Estos son tus rivales para subir rápido al bus. Concéntrate, pues los que parecen más débiles esconden su crueldad bajo una falda y un bolso que de inocente no tienen nada.
Haciendo caso al señor Roberto Brasero, sales a la calle y esperas al bus. Lleno hasta la puerta delantera, ahora la lucha es fuera. Como en el juego de las sillas, tú intentas ser el más rápido, colocarte bien y entrar primero, como si de eso dependiese tu corta existencia en este mundo. Y cuando lo consigues, después de haberte adelantado a la mujer pelirroja que gritaba “¡Se ha colado!”, al joven rapero de los cascos que escuchaba Manolo Escobar, y al señor calvo que ha pillado la puerta y ha sido arrastrado quince metros gritando “¡Para!¡para!” y nadie le hacia caso, cuando lo consigues y estás dentro, querrías morirte. Pasas, en cuestión de segundos, de tiritar a sudar como en verano, pues al chófer de turno no se le ha ocurrido mejor idea (pensando en todos) que poner la calefacción a tope. Y tú, allí, sin poderte mover y con los típicos sudores de verano, causados por las siete capas que llevas puestas, comienzas a buscar un hueco entre las ciento cincuenta personas que ocupan el bus para poder quitarte, por lo menos, la cazadora de esquiar o en su defecto, bajar en la próxima parada. Pero es imposible. La señora del abrigo de visón, que suda más que tú y que también huele a laca, la tienes echándote el aliento en la nuca mientras el señor de bigote que huele a Brummel te está rozando con su culo y se te mira mal, como si tú estuvieses para tonterías.
Al final sales del bus, sudando y con un cabreo de mil pares de cojones, pues estás a media hora andando de tu destino.

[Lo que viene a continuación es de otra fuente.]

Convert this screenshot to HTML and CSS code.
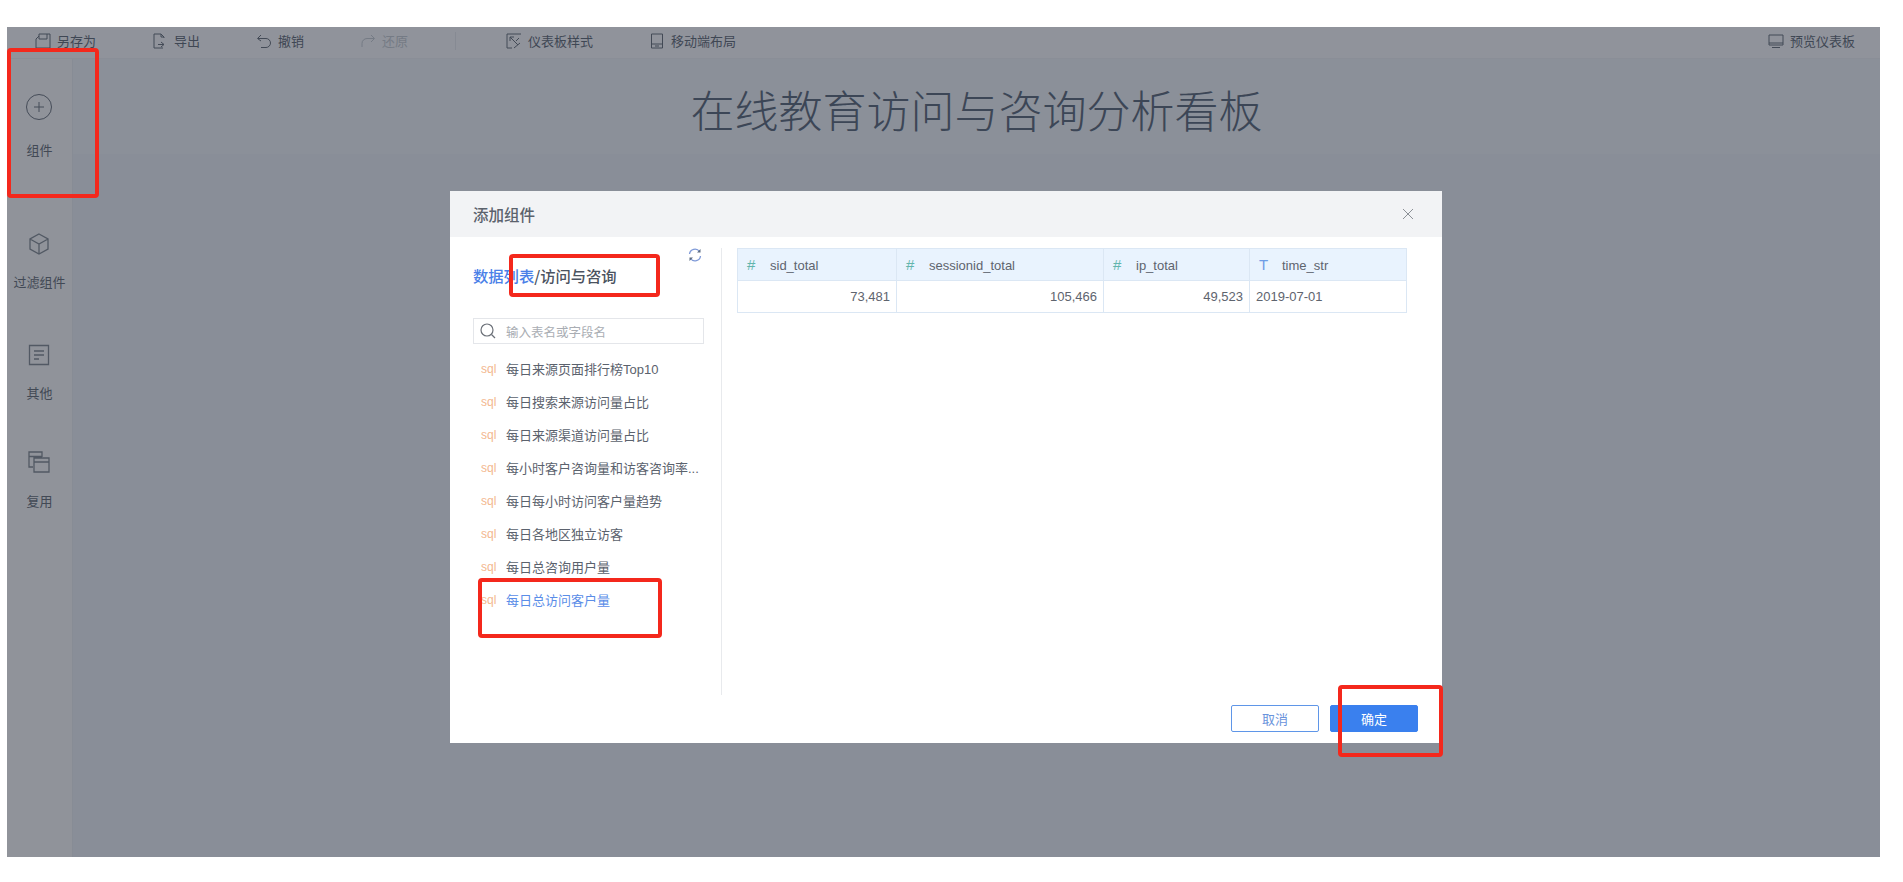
FILE: index.html
```html
<!DOCTYPE html>
<html>

<head>
  <meta charset="utf-8">
  <title>在线教育访问与咨询分析看板</title>
  <link rel="stylesheet" href="styles.css">
</head>

<body>
  <div class="frame">
    <div class="toolbar">
      <div class="tool">
        <svg class="tool-icon" viewBox="0 0 16 16"><path d="M1 6v9h14V1H4v5h8V1M1 6l3-3"/></svg>
        <span>另存为</span>
      </div>
      <div class="tool">
        <svg class="tool-icon" viewBox="0 0 16 16"><path d="M12 5V4L9 1H2v14h9M9 1v3h3M9 9l3 2.500L9 14M6 11.500h6"/></svg>
        <span>导出</span>
      </div>
      <div class="tool">
        <svg class="tool-icon" viewBox="0 0 16 16"><path d="M5 2L1.500 5.500L5 8M2 5.500h8a4 4 0 0 1 0 9H5"/></svg>
        <span>撤销</span>
      </div>
      <div class="tool tool-disabled">
        <svg class="tool-icon" viewBox="0 0 16 16"><path d="M11 2l3.500 3.500L11 9M14 5.500H7a5 5 0 0 0-5 5V14"/></svg>
        <span>还原</span>
      </div>
      <div class="tool-sep"></div>
      <div class="tool">
        <svg class="tool-icon" viewBox="0 0 16 16"><path d="M15 1H1v14h5M4 4l8 8M4 4h4M4 4v4M13 5l-3 3M8 15l6-5"/></svg>
        <span>仪表板样式</span>
      </div>
      <div class="tool">
        <svg class="tool-icon" viewBox="0 0 16 16"><path d="M2.500 1h11v14h-11zM2.500 11h11M6 13h4"/></svg>
        <span>移动端布局</span>
      </div>
      <div class="tool tool-right">
        <svg class="tool-icon" viewBox="0 0 16 16"><path d="M1 2h14v10H1zM1 10h14M4 14.500h8"/></svg>
        <span>预览仪表板</span>
      </div>
    </div>

    <div class="workspace">
      <div class="sidebar">
        <div class="side-item side-add">
          <svg class="side-icon-big" viewBox="0 0 26 26"><circle cx="13" cy="13" r="12.500"/><path d="M13 8v10M8 13h10"/></svg>
          <span>组件</span>
        </div>
        <div class="side-item side-filter">
          <svg class="side-icon" viewBox="0 0 22 22"><path d="M11 1l9 5v10l-9 5-9-5V6zM2 6l9 5 9-5M11 11v10"/></svg>
          <span>过滤组件</span>
        </div>
        <div class="side-item side-other">
          <svg class="side-icon" viewBox="0 0 22 22"><path d="M1.500 1.500h19v19h-19zM6 7h10M6 11h10M6 15h5"/></svg>
          <span>其他</span>
        </div>
        <div class="side-item side-reuse">
          <svg class="side-icon" viewBox="0 0 22 22"><path d="M5 16H1V1h13v5M1 5.500h13M6 7h15v14H6zM6 11h15"/></svg>
          <span>复用</span>
        </div>
      </div>
      <div class="canvas">
        <div class="title-band">
          <h1 class="title">在线教育访问与咨询分析看板</h1>
        </div>
      </div>
    </div>

    <div class="modal">
      <div class="modal-head">
        <span class="modal-title">添加组件</span>
        <svg class="modal-close" viewBox="0 0 12 12"><path d="M1 1l10 10M11 1L1 11"/></svg>
      </div>
      <div class="modal-body">
        <div class="data-pane">
          <div class="crumb-row">
            <div class="crumb"><span class="crumb-link">数据列表</span>/访问与咨询</div>
            <svg class="refresh" viewBox="0 0 14 14"><path d="M1.500 6A5.500 5.500 0 0 1 11.500 3.500"/><path d="M12.500 8A5.500 5.500 0 0 1 2.500 10.500"/><path class="refresh-tip" d="M12.500 1v3.500H9zM1.500 13V9.500H5z"/></svg>
          </div>
          <div class="search">
            <svg class="search-icon" viewBox="0 0 16 16"><circle cx="7" cy="7" r="6"/><path d="M11.500 11.500L15 15"/></svg>
            <span>输入表名或字段名</span>
          </div>
          <ul class="table-list">
            <li><span class="sql">sql</span><span class="table-name">每日来源页面排行榜Top10</span></li>
            <li><span class="sql">sql</span><span class="table-name">每日搜索来源访问量占比</span></li>
            <li><span class="sql">sql</span><span class="table-name">每日来源渠道访问量占比</span></li>
            <li><span class="sql">sql</span><span class="table-name">每小时客户咨询量和访客咨询率...</span></li>
            <li><span class="sql">sql</span><span class="table-name">每日每小时访问客户量趋势</span></li>
            <li><span class="sql">sql</span><span class="table-name">每日各地区独立访客</span></li>
            <li><span class="sql">sql</span><span class="table-name">每日总咨询用户量</span></li>
            <li class="active"><span class="sql">sql</span><span class="table-name">每日总访问客户量</span></li>
          </ul>
        </div>
        <div class="preview">
          <table class="preview-table">
            <thead>
              <tr>
                <th class="col-sid"><span class="type-num">#</span>sid_total</th>
                <th class="col-session"><span class="type-num">#</span>sessionid_total</th>
                <th class="col-ip"><span class="type-num">#</span>ip_total</th>
                <th class="col-time"><span class="type-text">T</span>time_str</th>
              </tr>
            </thead>
            <tbody>
              <tr>
                <td class="num">73,481</td>
                <td class="num">105,466</td>
                <td class="num">49,523</td>
                <td>2019-07-01</td>
              </tr>
            </tbody>
          </table>
        </div>
      </div>
      <div class="modal-foot">
        <button class="btn btn-cancel">取消</button>
        <button class="btn btn-ok">确定</button>
      </div>
    </div>
  </div>

  <div class="mark mark-add"></div>
  <div class="mark mark-crumb"></div>
  <div class="mark mark-item"></div>
  <div class="mark mark-ok"></div>
</body>

</html>
```

FILE: styles.css
```css
* {
  box-sizing: border-box;
}
html, body {
  margin: 0;
  height: 100%;
}
body {
  position: relative;
  overflow: hidden;
  background: #fff;
  padding: 27px 23px 25px 7px;
  font-family: "Liberation Sans", "Noto Sans CJK SC", sans-serif;
  font-size: 13px;
  color: #3f4754;
}
.frame {
  position: relative;
  height: 100%;
  display: flex;
  flex-direction: column;
  background: #898e98;
}

/* toolbar */
.toolbar {
  display: flex;
  align-items: center;
  gap: 56px;
  height: 32px;
  flex-shrink: 0;
  padding: 0 25px 4px 28px;
  background: #90939b;
  border-bottom: 1px solid #8a8e97;
}
.tool {
  display: flex;
  align-items: center;
  gap: 6px;
}
.tool-disabled {
  color: #757b85;
}
.tool-disabled .tool-icon {
  stroke: #757b85;
}
.tool-sep {
  width: 1px;
  height: 18px;
  margin: 0 -6px 0 -9px;
  background: #868a93;
}
.tool-right {
  margin-left: auto;
}
.tool-icon {
  width: 16px;
  height: 16px;
  fill: none;
  stroke: #434a56;
  stroke-width: 1;
}

/* sidebar */
.workspace {
  display: flex;
  flex: 1;
  min-height: 0;
}
.sidebar {
  width: 66px;
  flex-shrink: 0;
  display: flex;
  flex-direction: column;
  align-items: center;
  background: #90939a;
  border-right: 1px solid #878c95;
}
.side-item {
  display: flex;
  flex-direction: column;
  align-items: center;
  font-size: 13px;
  line-height: 18px;
  white-space: nowrap;
  color: #424955;
}
.side-add {
  margin-top: 35px;
  gap: 22px;
}
.side-filter {
  margin-top: 73px;
  gap: 19px;
}
.side-other {
  margin-top: 52px;
  gap: 19px;
}
.side-reuse {
  margin-top: 48px;
  gap: 20px;
}
.side-icon-big {
  width: 26px;
  height: 26px;
  fill: none;
  stroke: #454c58;
  stroke-width: 1;
}
.side-icon {
  width: 22px;
  height: 22px;
  fill: none;
  stroke: #525964;
  stroke-width: 1.300;
}

/* canvas */
.canvas {
  flex: 1;
}
.title-band {
  height: 95px;
  display: flex;
  align-items: center;
  justify-content: center;
  padding-top: 12px;
  background: #8b9099;
}
.title {
  margin: 0;
  font-size: 44px;
  font-weight: 300;
  line-height: 60px;
  color: #3c4656;
}

/* dialog */
.modal {
  position: absolute;
  left: 443px;
  top: 164px;
  width: 992px;
  height: 552px;
  display: flex;
  flex-direction: column;
  background: #fff;
}
.modal-head {
  height: 46px;
  flex-shrink: 0;
  display: flex;
  align-items: center;
  justify-content: space-between;
  padding: 0 28px 0 23px;
  background: #f2f3f5;
}
.modal-title {
  font-family: "Noto Sans CJK SC", sans-serif;
  font-size: 15.500px;
  font-weight: 500;
  color: #5b626c;
}
.modal-close {
  width: 12px;
  height: 12px;
  fill: none;
  stroke: #8c9096;
}
.modal-body {
  flex: 1;
  display: flex;
  min-height: 0;
}
.data-pane {
  width: 272px;
  margin-top: 11px;
  padding: 0 17px 0 23px;
  border-right: 1px solid #e8eaed;
}
.crumb-row {
  position: relative;
  height: 70px;
  padding-top: 15px;
}
.crumb {
  font-family: "Noto Sans CJK SC", sans-serif;
  font-size: 15.300px;
  font-weight: 500;
  line-height: 24px;
  color: #4b5360;
}
.crumb-link {
  color: #4a80e8;
}
.refresh {
  position: absolute;
  right: 2px;
  top: 0;
  width: 14px;
  height: 14px;
  fill: none;
  stroke: #7f9ad8;
  stroke-width: 1.300;
}
.refresh-tip {
  fill: #5a6a80;
  stroke: none;
}
.search {
  display: flex;
  align-items: center;
  gap: 10px;
  height: 26px;
  padding-left: 6px;
  border: 1px solid #e4e6ea;
  font-size: 12.500px;
  color: #a9adb3;
}
.search-icon {
  width: 16px;
  height: 16px;
  fill: none;
  stroke: #6b7078;
  stroke-width: 1.200;
}
.table-list {
  list-style: none;
  margin: 8px 0 0;
  padding: 0;
}
.table-list li {
  display: flex;
  align-items: center;
  gap: 7px;
  height: 33px;
  padding-left: 8px;
  white-space: nowrap;
  color: #5b626d;
}
.table-list li.active {
  color: #5a8de8;
}
.sql {
  width: 18px;
  font-size: 12px;
  color: #f3b88f;
}

/* data preview */
.preview {
  flex: 1;
  padding: 11px 0 0 15px;
}
.preview-table {
  border-collapse: collapse;
  table-layout: fixed;
  width: 670px;
  font-size: 13px;
  color: #5e646e;
}
.preview-table th,
.preview-table td {
  height: 32px;
  padding: 0 6px;
  border: 1px solid #dbe7f4;
  text-align: left;
  font-weight: normal;
}
.preview-table th {
  background: #e9f3fe;
  padding-left: 9px;
}
.preview-table td.num {
  text-align: right;
}
.col-sid {
  width: 159px;
}
.col-session {
  width: 207px;
}
.col-ip {
  width: 146px;
}
.type-num,
.type-text {
  display: inline-block;
  width: 23px;
  font-size: 15px;
  color: #62b5ad;
}
.type-text {
  color: #6f9de6;
}

.modal-foot {
  height: 48px;
  flex-shrink: 0;
  display: flex;
  justify-content: flex-end;
  gap: 11px;
  padding: 10px 24px 0 0;
}
.btn {
  width: 88px;
  height: 27px;
  padding: 0;
  border-radius: 2px;
  font: inherit;
  font-size: 13px;
}
.btn-cancel {
  background: #fff;
  border: 1px solid #5f96e8;
  color: #6a93dc;
}
.btn-ok {
  background: #3a80ee;
  border: 1px solid #3a80ee;
  color: #fff;
}

/* red annotation boxes drawn over the screenshot */
.mark {
  position: absolute;
  border: 4px solid #f4281c;
  border-radius: 4px;
}
.mark-add {
  left: 7px;
  top: 48px;
  width: 92px;
  height: 150px;
}
.mark-crumb {
  left: 509px;
  top: 254px;
  width: 151px;
  height: 43px;
}
.mark-item {
  left: 478px;
  top: 578px;
  width: 184px;
  height: 60px;
}
.mark-ok {
  left: 1338px;
  top: 685px;
  width: 105px;
  height: 72px;
}
```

A los tres días, catarrazo. Los pañuelos vuelven, el Frenadol se convierte en tu mejor refresco y tú acabas odiando el transporte urbano.
Aunque, al fin y al cabo… ¿Qué puede sustituir a la alegría que te llevas cuando llevas -valga la redundancia- media hora esperando bajo la lluvia y el frío al bus y aparece repentinamente tras la esquina con su cartel al frente y lleno de gente?
Esa alegría no tiene precio.

       

1 comentario:

  1. Muy cierto amigo, debería haber alguna norma (si no penal por lo menos de cortesía) respecto a que la temperatura de comercios y centros de transporte no debe ser radicalmente opuesta a la del ambiente. Esos achicharramientos invernales que describes también son habituales al entrar en El Corte Inglés, por ejemplo.